The task | The data below should be restated word for word, with every picture omitted.

Information shown |
============================================================
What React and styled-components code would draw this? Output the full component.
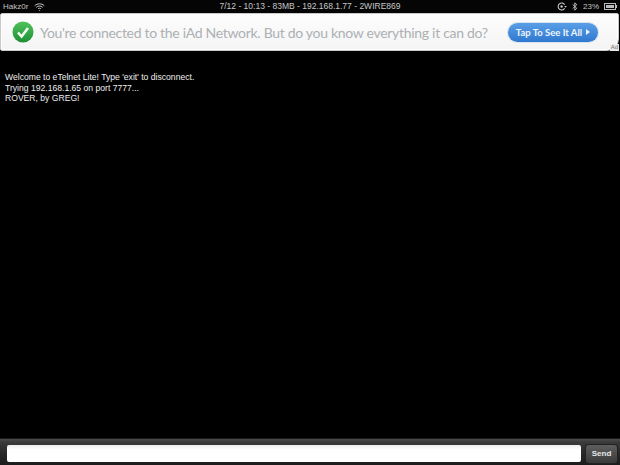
import React from "react";
import styled, { createGlobalStyle } from "styled-components";

const Global = createGlobalStyle`
  html, body { margin: 0; padding: 0; background: #000; }
  body { font-family: "Liberation Sans", Arial, sans-serif; }
`;
const Page = styled.div`
  width: 620px; height: 465px; display: flex; flex-direction: column; background: #000; overflow: hidden;
`;
const StatusBar = styled.div`
  height: 13px; flex: none; display: grid; grid-template-columns: 1fr auto 1fr; align-items: center;
  padding: 0 3px; color: #c4c4c4; font-size: 8px; line-height: 11px; background: #050505;
`;
const StatusSide = styled.div`
  display: flex; align-items: center; gap: ${p => p.$gap || 5}px; justify-content: ${p => p.$end ? "flex-end" : "flex-start"};
`;
const StatusCenter = styled.div`
  font-size: 8.5px; color: #c8c8c8;
`;
const AdBanner = styled.div`
  position: relative; height: 38px; flex: none; box-sizing: border-box; display: flex; align-items: center;
  background: linear-gradient(#fdfdfd, #f4f4f4); border: 1px solid #c9c9c9;
  border-radius: 2px 2px 12px 2px; padding: 0 20px 0 11px; margin-right: 1px; box-shadow: inset 0 0 0 1px #fff;
`;
const Check = styled.svg`width: 22px; height: 22px; flex: none;`;
const AdText = styled.div`
  margin-left: 6px; flex: 1; min-width: 0; color: #acb0b3; font-family: "Lato", sans-serif; font-size: 14px; letter-spacing: -0.3px; white-space: nowrap;
`;
const TapButton = styled.div`
  width: 90px; height: 19px; flex: none; box-sizing: border-box; display: flex; align-items: center; justify-content: center; gap: 4px;
  border-radius: 10px; background: linear-gradient(#5a9ee6, #2f78cf); color: #eef5fc;
  font-family: "Lato", sans-serif; font-size: 9.5px; font-weight: 700; white-space: nowrap; box-shadow: 0 0 0 1px #d6e2ee;
`;
const AdTag = styled.span`
  position: absolute; right: -1px; bottom: -1px; font-size: 6px; line-height: 7px; color: #777; background: #e8e8e8; padding: 0 1px; border-radius: 2px 0 0 0;
`;
const Terminal = styled.div`
  flex: 1; background: #000; color: #efefef; font-size: 8.6px; line-height: 10.7px; padding: 21px 5px 0; white-space: pre;
`;
const InputBar = styled.div`
  height: 27px; flex: none; box-sizing: border-box; display: flex; align-items: center; gap: 5px; padding: 3px 3px 0 7px;
  background: linear-gradient(#4c4c4c, #3a3a3a 12%, #262626 60%, #1c1c1c); border-top: 1px solid #1a1a1a;
`;
const Field = styled.div`
  width: 574px; height: 17px; flex: none; background: linear-gradient(#eee, #fff 30%); border-radius: 2px;
`;
const Send = styled.div`
  flex: 1; height: 18px; display: flex; align-items: center; justify-content: center; font-size: 8px; font-weight: 700; color: #e8e8e8;
  border-radius: 3px; background: linear-gradient(#5e5e5e, #3a3a3a); box-shadow: 0 0 0 1px #222;
`;
const Glyph = styled.svg`display: block; flex: none;`;

export default function App() {
  return (
    <Page>
      <Global />
      <StatusBar>
        <StatusSide $gap={6}>
          <span>Hakz0r</span>
          <Glyph width="11" height="8" viewBox="0 0 11 8" fill="none" stroke="#c8c8c8" strokeWidth="1">
            <path d="M.7 2.7C3.5.2 7.5.2 10.3 2.7M2.3 4.3c2-1.7 4.4-1.7 6.4 0M4 5.8c1-.8 2-.8 3 0" />
            <path d="M5.5 7.9 4.7 7h1.6z" fill="#c8c8c8" stroke="none" />
          </Glyph>
        </StatusSide>
        <StatusCenter>7/12 - 10:13 - 83MB - 192.168.1.77 - 2WIRE869</StatusCenter>
        <StatusSide $end $gap={5}>
          <Glyph width="10" height="9" viewBox="0 0 10 9" fill="none" stroke="#c8c8c8" strokeWidth="1.1">
            <path d="M7.6 6.4A3.5 3.5 0 1 1 7.6 2.6" />
            <circle cx="4.6" cy="4.5" r="1.2" fill="#c8c8c8" stroke="none" />
            <path d="M7.2 4h2.6L8.5 5.8z" fill="#c8c8c8" stroke="none" />
          </Glyph>
          <Glyph width="6" height="9" viewBox="0 0 6 9" fill="none" stroke="#c8c8c8" strokeWidth=".9">
            <path d="M.6 2.4 4.8 6.3 2.8 8.2V.8l2 1.9L.6 6.6" />
          </Glyph>
          <span>23%</span>
          <Glyph width="13" height="7" viewBox="0 0 13 7">
            <rect x=".5" y=".5" width="11" height="6" fill="none" stroke="#bbb" />
            <rect x="2" y="2" width="8" height="3" fill="#bbb" />
            <rect x="12" y="2" width="1" height="3" fill="#bbb" />
          </Glyph>
        </StatusSide>
      </StatusBar>
      <AdBanner>
        <Check viewBox="0 0 22 22">
          <defs>
            <linearGradient id="g" x1="0" y1="0" x2="0" y2="1">
              <stop offset="0" stopColor="#4fc35a" />
              <stop offset="1" stopColor="#1f8f35" />
            </linearGradient>
          </defs>
          <circle cx="11" cy="11" r="10.5" fill="url(#g)" />
          <path d="M6 11.5l3.6 4L16 7" fill="none" stroke="#f4fff4" strokeWidth="2.6" />
        </Check>
        <AdText>You're connected to the iAd Network. But do you know everything it can do?</AdText>
        <TapButton>
          <span>Tap To See It All</span>
          <Glyph width="4" height="6" viewBox="0 0 4 6"><path d="M0 0l4 3-4 3z" fill="#eef5fc" /></Glyph>
        </TapButton>
        <AdTag>Ad</AdTag>
      </AdBanner>
      <Terminal>{"Welcome to eTelnet Lite! Type 'exit' to disconnect.\nTrying 192.168.1.65 on port 7777...\nROVER, by GREG!"}</Terminal>
      <InputBar>
        <Field />
        <Send>Send</Send>
      </InputBar>
    </Page>
  );
}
============================================================
Result of the exercise |
What React and styled-components code would draw this? Output the full component.
import React from "react";
import styled, { createGlobalStyle } from "styled-components";

const Global = createGlobalStyle`
  html, body { margin: 0; padding: 0; background: #000; }
  body { font-family: "Liberation Sans", Arial, sans-serif; }
`;
const Page = styled.div`
  width: 620px; height: 465px; display: flex; flex-direction: column; background: #000; overflow: hidden;
`;
const StatusBar = styled.div`
  height: 13px; flex: none; display: grid; grid-template-columns: 1fr auto 1fr; align-items: center;
  padding: 0 3px; color: #c4c4c4; font-size: 8px; line-height: 11px; background: #050505;
`;
const StatusSide = styled.div`
  display: flex; align-items: center; gap: ${p => p.$gap || 5}px; justify-content: ${p => p.$end ? "flex-end" : "flex-start"};
`;
const StatusCenter = styled.div`
  font-size: 8.5px; color: #c8c8c8;
`;
const AdBanner = styled.div`
  position: relative; height: 38px; flex: none; box-sizing: border-box; display: flex; align-items: center;
  background: linear-gradient(#fdfdfd, #f4f4f4); border: 1px solid #c9c9c9;
  border-radius: 2px 2px 12px 2px; padding: 0 20px 0 11px; margin-right: 1px; box-shadow: inset 0 0 0 1px #fff;
`;
const Check = styled.svg`width: 22px; height: 22px; flex: none;`;
const AdText = styled.div`
  margin-left: 6px; flex: 1; min-width: 0; color: #acb0b3; font-family: "Lato", sans-serif; font-size: 14px; letter-spacing: -0.3px; white-space: nowrap;
`;
const TapButton = styled.div`
  width: 90px; height: 19px; flex: none; box-sizing: border-box; display: flex; align-items: center; justify-content: center; gap: 4px;
  border-radius: 10px; background: linear-gradient(#5a9ee6, #2f78cf); color: #eef5fc;
  font-family: "Lato", sans-serif; font-size: 9.5px; font-weight: 700; white-space: nowrap; box-shadow: 0 0 0 1px #d6e2ee;
`;
const AdTag = styled.span`
  position: absolute; right: -1px; bottom: -1px; font-size: 6px; line-height: 7px; color: #777; background: #e8e8e8; padding: 0 1px; border-radius: 2px 0 0 0;
`;
const Terminal = styled.div`
  flex: 1; background: #000; color: #efefef; font-size: 8.6px; line-height: 10.7px; padding: 21px 5px 0; white-space: pre;
`;
const InputBar = styled.div`
  height: 27px; flex: none; box-sizing: border-box; display: flex; align-items: center; gap: 5px; padding: 3px 3px 0 7px;
  background: linear-gradient(#4c4c4c, #3a3a3a 12%, #262626 60%, #1c1c1c); border-top: 1px solid #1a1a1a;
`;
const Field = styled.div`
  width: 574px; height: 17px; flex: none; background: linear-gradient(#eee, #fff 30%); border-radius: 2px;
`;
const Send = styled.div`
  flex: 1; height: 18px; display: flex; align-items: center; justify-content: center; font-size: 8px; font-weight: 700; color: #e8e8e8;
  border-radius: 3px; background: linear-gradient(#5e5e5e, #3a3a3a); box-shadow: 0 0 0 1px #222;
`;
const Glyph = styled.svg`display: block; flex: none;`;

export default function App() {
  return (
    <Page>
      <Global />
      <StatusBar>
        <StatusSide $gap={6}>
          <span>Hakz0r</span>
          <Glyph width="11" height="8" viewBox="0 0 11 8" fill="none" stroke="#c8c8c8" strokeWidth="1">
            <path d="M.7 2.7C3.5.2 7.5.2 10.3 2.7M2.3 4.3c2-1.7 4.4-1.7 6.4 0M4 5.8c1-.8 2-.8 3 0" />
            <path d="M5.5 7.9 4.7 7h1.6z" fill="#c8c8c8" stroke="none" />
          </Glyph>
        </StatusSide>
        <StatusCenter>7/12 - 10:13 - 83MB - 192.168.1.77 - 2WIRE869</StatusCenter>
        <StatusSide $end $gap={5}>
          <Glyph width="10" height="9" viewBox="0 0 10 9" fill="none" stroke="#c8c8c8" strokeWidth="1.1">
            <path d="M7.6 6.4A3.5 3.5 0 1 1 7.6 2.6" />
            <circle cx="4.6" cy="4.5" r="1.2" fill="#c8c8c8" stroke="none" />
            <path d="M7.2 4h2.6L8.5 5.8z" fill="#c8c8c8" stroke="none" />
          </Glyph>
          <Glyph width="6" height="9" viewBox="0 0 6 9" fill="none" stroke="#c8c8c8" strokeWidth=".9">
            <path d="M.6 2.4 4.8 6.3 2.8 8.2V.8l2 1.9L.6 6.6" />
          </Glyph>
          <span>23%</span>
          <Glyph width="13" height="7" viewBox="0 0 13 7">
            <rect x=".5" y=".5" width="11" height="6" fill="none" stroke="#bbb" />
            <rect x="2" y="2" width="8" height="3" fill="#bbb" />
            <rect x="12" y="2" width="1" height="3" fill="#bbb" />
          </Glyph>
        </StatusSide>
      </StatusBar>
      <AdBanner>
        <Check viewBox="0 0 22 22">
          <defs>
            <linearGradient id="g" x1="0" y1="0" x2="0" y2="1">
              <stop offset="0" stopColor="#4fc35a" />
              <stop offset="1" stopColor="#1f8f35" />
            </linearGradient>
          </defs>
          <circle cx="11" cy="11" r="10.5" fill="url(#g)" />
          <path d="M6 11.5l3.6 4L16 7" fill="none" stroke="#f4fff4" strokeWidth="2.6" />
        </Check>
        <AdText>You're connected to the iAd Network. But do you know everything it can do?</AdText>
        <TapButton>
          <span>Tap To See It All</span>
          <Glyph width="4" height="6" viewBox="0 0 4 6"><path d="M0 0l4 3-4 3z" fill="#eef5fc" /></Glyph>
        </TapButton>
        <AdTag>Ad</AdTag>
      </AdBanner>
      <Terminal>{"Welcome to eTelnet Lite! Type 'exit' to disconnect.\nTrying 192.168.1.65 on port 7777...\nROVER, by GREG!"}</Terminal>
      <InputBar>
        <Field />
        <Send>Send</Send>
      </InputBar>
    </Page>
  );
}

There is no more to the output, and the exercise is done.